Coach Laurie Daley said post-match that his pursuit of Gagai will “keep getting shown in years to come,” and that “it was an Origin moment for us that we’ll show pathway players and the senior boys as well.’’
Not bad for a guy deemed not ready for Origin in game one. A guy who needed Wade Graham to get suspended to get a guernsey for game two. It was one of the few reasons Blues fans had to smile on Wednesday but, in the wash-up, Frizell’s performance it highlighted the true extent of Daley and his staff’s failings this series.
On Wednesday the Blues looked like the band on the Titanic – they played their hearts out til the bitter end but the ship was always going down.
It’s hard to imagine a playing group more dejected, more lost for answers than the Blues after their 6-4 loss in game one.
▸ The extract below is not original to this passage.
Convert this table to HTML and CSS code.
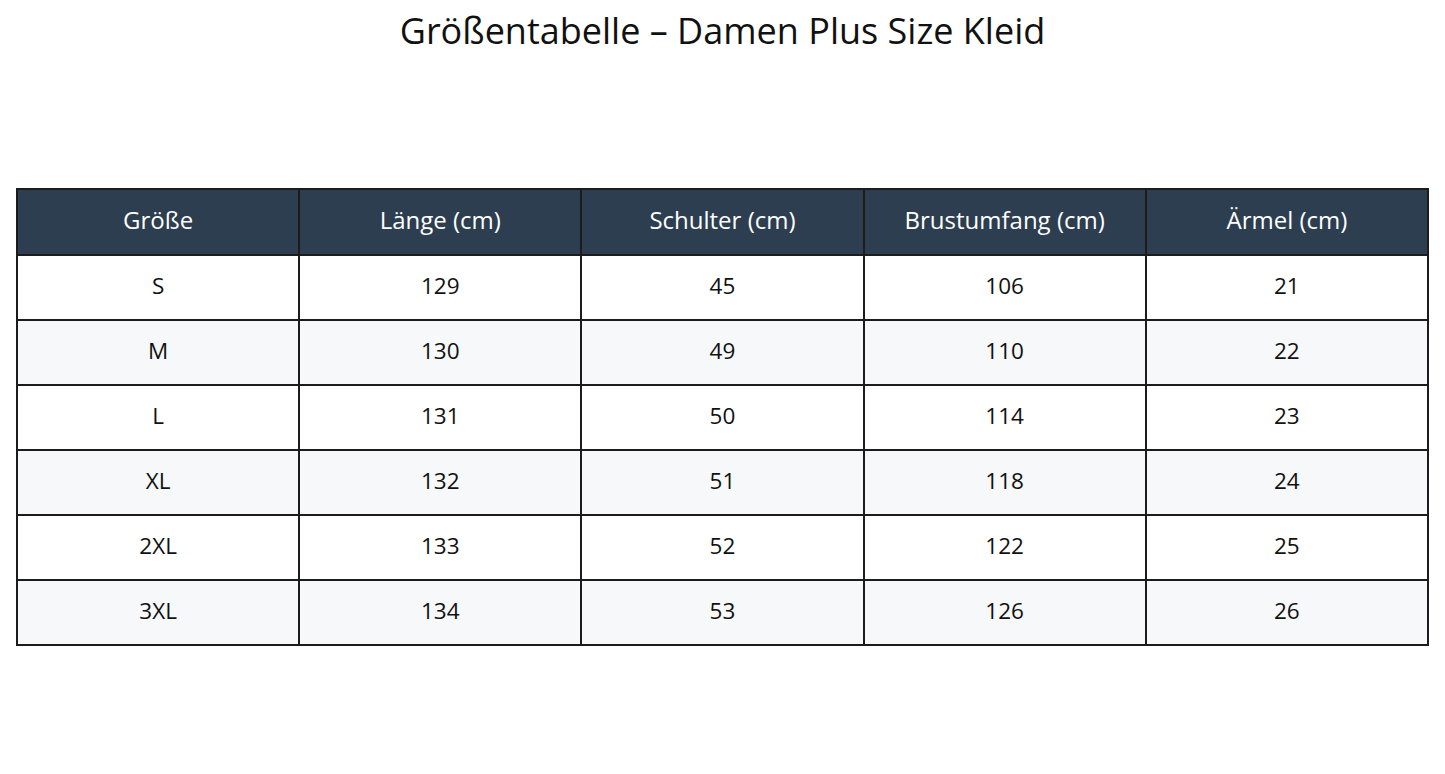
FILE: index.html
```html
<!DOCTYPE html>
<html lang="de">
<head>
<meta charset="utf-8">
<title>Größentabelle – Damen Plus Size Kleid</title>
<link rel="stylesheet" href="styles.css">
</head>
<body>
<main class="page">
  <h1 class="title">Größentabelle – Damen Plus Size Kleid</h1>
  <table class="size-table">
    <thead>
      <tr>
        <th>Größe</th>
        <th>Länge (cm)</th>
        <th>Schulter (cm)</th>
        <th>Brustumfang (cm)</th>
        <th>Ärmel (cm)</th>
      </tr>
    </thead>
    <tbody>
      <tr><td>S</td><td>129</td><td>45</td><td>106</td><td>21</td></tr>
      <tr><td>M</td><td>130</td><td>49</td><td>110</td><td>22</td></tr>
      <tr><td>L</td><td>131</td><td>50</td><td>114</td><td>23</td></tr>
      <tr><td>XL</td><td>132</td><td>51</td><td>118</td><td>24</td></tr>
      <tr><td>2XL</td><td>133</td><td>52</td><td>122</td><td>25</td></tr>
      <tr><td>3XL</td><td>134</td><td>53</td><td>126</td><td>26</td></tr>
    </tbody>
  </table>
</main>
</body>
</html>
```

FILE: styles.css
```css
html, body {
  margin: 0;
  padding: 0;
  background: #ffffff;
}

body {
  font-family: "Open Sans", Roboto, "Liberation Sans", sans-serif;
  color: #111111;
}

.page {
  padding: 11px 16px 0;
}

.title {
  margin: 0;
  font-size: 36px;
  line-height: 40px;
  font-weight: 400;
  text-align: center;
  color: #111111;
}

.size-table {
  width: 100%;
  margin-top: 137px;
  border-collapse: collapse;
  table-layout: fixed;
  font-size: 22.5px;
  line-height: 26px;
}

.size-table th,
.size-table td {
  border: 2px solid #1c1c1c;
  text-align: center;
  vertical-align: middle;
  padding: 0 0 4px;
  font-weight: 400;
}

.size-table th {
  height: 60px;
  font-size: 24px;
  background: #2c3e50;
  color: #ffffff;
}

.size-table td {
  height: 59px;
  color: #111111;
}

.size-table tbody tr:nth-child(even) td {
  background: #f7f8fa;
}
```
There was not a shred of optimism despite the fact they’d finished a try apiece against this great Queensland team. They’d already crumbled under the weight of nine losses in the previous 10 series’.
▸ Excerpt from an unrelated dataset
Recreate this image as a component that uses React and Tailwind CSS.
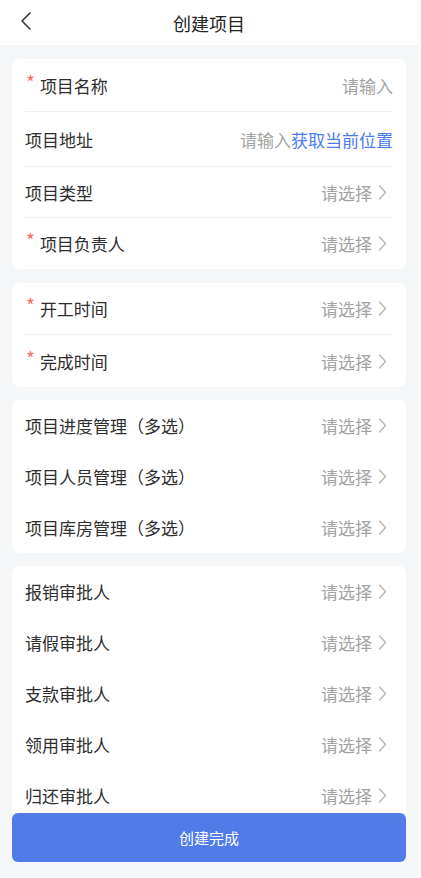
import React from "react";

const font = { fontFamily: '"Noto Sans CJK SC", "Noto Sans", sans-serif' };

function Chevron() {
  return (
    <svg width="9" height="15" viewBox="0 0 9 15" className="ml-[6px] mr-[6px] shrink-0">
      <path d="M1.5 1 L7.5 7.5 L1.5 14" fill="none" stroke="#b3b3b3" strokeWidth="1.3" strokeLinecap="round" strokeLinejoin="round" />
    </svg>
  );
}

function Star() {
  return (
    <span className="text-[#f56c6c] text-[19px] leading-none mr-[5px] ml-[1px] relative top-[-4px]">*</span>
  );
}

function Row({ label, required, value = "请选择", arrow = true, link, h = "h-[51px]", divider }) {
  return (
    <div className={`flex items-center ${h} ${divider ? "border-b border-[#f0f0f0]" : ""}`}>
      <div className="flex items-center flex-1 min-w-0">
        {required && <Star />}
        <span className="text-[17px] text-[#2e2e2e] leading-none">{label}</span>
      </div>
      <div className="flex items-center">
        <span className="text-[17px] text-[#a3a3a3] leading-none">{value}</span>
        {link && <span className="text-[17px] text-[#4b7bf0] leading-none">{link}</span>}
        {arrow && <Chevron />}
      </div>
    </div>
  );
}

function Card({ children, className = "" }) {
  return <div className={`bg-white rounded-[8px] px-[13px] ${className}`}>{children}</div>;
}

export default function App() {
  return (
    <div className="flex w-[421px] h-[878px] bg-[#f5f6f8] overflow-hidden" style={font}>
      <div className="flex flex-col w-[418px] h-full">
        <div className="h-[45px] bg-white flex items-center relative shrink-0">
          <svg width="14" height="20" viewBox="0 0 14 20" className="absolute left-[19px] top-[11px]">
            <path d="M11 2 L3 10 L11 18" fill="none" stroke="#333" strokeWidth="1.6" strokeLinecap="round" strokeLinejoin="round" />
          </svg>
          <div className="flex-1 text-center text-[18px] text-[#222] leading-none pt-[1px]">创建项目</div>
        </div>

        <div className="flex-1 overflow-hidden px-[12px] pt-[14px]">
          <Card>
            <div className="flex items-center h-[53px] border-b border-[#f0f0f0]">
              <div className="flex items-center flex-1">
                <Star />
                <span className="text-[17px] text-[#2e2e2e] leading-none">项目名称</span>
              </div>
              <span className="text-[17px] text-[#a3a3a3] leading-none">请输入</span>
            </div>
            <Row label="项目地址" h="h-[55px]" arrow={false} value="请输入" link="获取当前位置" divider />
            <Row label="项目类型" divider />
            <Row label="项目负责人" required />
          </Card>

          <Card className="mt-[14px]">
            <Row label="开工时间" required h="h-[52px]" divider />
            <Row label="完成时间" required h="h-[52px]" />
          </Card>

          <Card className="mt-[13px]">
            <Row label="项目进度管理（多选）" />
            <Row label="项目人员管理（多选）" />
            <Row label="项目库房管理（多选）" />
          </Card>

          <Card className="mt-[13px]">
            <Row label="报销审批人" />
            <Row label="请假审批人" />
            <Row label="支款审批人" />
            <Row label="领用审批人" />
            <Row label="归还审批人" />
          </Card>
        </div>

        <div className="shrink-0 px-[12px] pb-[16px] bg-[#f5f6f8]">
          <button className="w-full h-[49px] rounded-[6px] bg-[#527bea] text-white text-[15px] leading-none">
            创建完成
          </button>
        </div>
      </div>
      <div className="w-[3px] h-full bg-[#fbfbfc]" />
    </div>
  );
}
The suggestion that all NSW can do is simply wait out ageing future immortals Cameron Smith and Jonathan Thurston can’t be allowed to hide a series of selection missteps and contradictions from the Blues. The ‘squad’ rather than a team picked for game one, an attempt at smoke mirrors that was laughed at north of the border and by plenty if people south of it.
Daley wanted to stick with guys who’d “done the job before” but also opted for a rookie in Dylan Walker who was out of form in a team coming 14th. Frizell couldn’t make the final cut while Graham and Jack Bird, who looked the man most likely to break open the game for the Blues in game two, didn’t get a blue Armani suit at all.
Bryce Cartwright was a “development player” for games one and two while Daley’s predecessor and long-time teammate Ricky Stuart’s refused to release Joey Leilua to fill the same role – he’s played 131 NRL games, leads the NRL in offloads and is second for tackle busts. Pick him or don’t but don’t patronise him was the message in a nutshell.
There simply has to be wholesale changes for game three. Paul Gallen, Robbie Farah and Greg Bird are terrific players but they have to go for a line to truly be drawn under this dismally unsuccessful Blues era.
Denying Gallen a Sydney swansong would be an indignity Daley won’t want to inflict. Vanquished sides often win dead rubbers, particularly at home, but is one last hollow trundle for some old-stagers worth more than the Blues (and his own coaching) future? That’s the decision facing Daley – blood some Frizells now or pick a team full of debutants next year.
Unfortunately, Daley has indicated he’ll go with the former rather than blood some young guys.
“I’d rather them play when you know they’re ready rather than thinking they’re ready,” Daley said. “I harp back on my own experience, I wasn’t ready, and I don’t want that happening to our young guys.’’
Young guys like Frizell? Like Bird? It seems Daley is content to play the violin as the ship goes down.